Thanks, I think this will be a good solution for now while we can't
fully support AO errors. I will test this and include in the next
version of the series.

Thanks,
John

> 
> 
> I hope this can help.
> 
> William.
> 
> 
> On 7/26/23 22:41, John Allen wrote:
> > In the event that a guest process attempts to access memory that has
> > been poisoned in response to a deferred uncorrected MCE, an AMD system
> > will currently generate a SIGBUS error which will result in the entire
> > guest being shutdown.

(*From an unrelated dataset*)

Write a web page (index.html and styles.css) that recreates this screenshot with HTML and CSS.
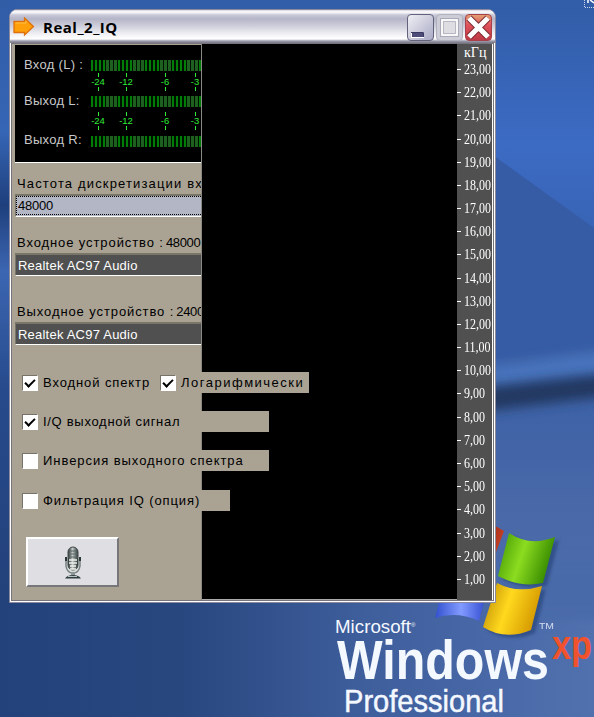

Ideally, we only want to kill the guest process
> > that accessed poisoned memory in this case.
> > 
> > This support has been included in qemu for Intel hosts for a long time,
> > but there are a couple of changes needed for AMD hosts. First, we will
> > need to expose the SUCCOR cpuid bit to guests. Second, we need to modify
> > the MCE injection code to avoid Intel specific behavior when we are
> > running on an AMD host.
> > 
> > v2:
> >    - Add "succor" feature word.
> >    - Add case to kvm_arch_get_supported_cpuid for the SUCCOR feature.
> > 
> > John Allen (2):
> >    i386: Add support for SUCCOR feature
> >    i386: Fix MCE support for AMD hosts
> > 
> >   target/i386/cpu.c     | 18 +++++++++++++++++-
> >   target/i386/cpu.h     |  4 ++++
> >   target/i386/helper.c  |  4 ++++
> >   target/i386/kvm/kvm.c | 19 +++++++++++++------
> >   4 files changed, 38 insertions(+), 7 deletions(-)
> >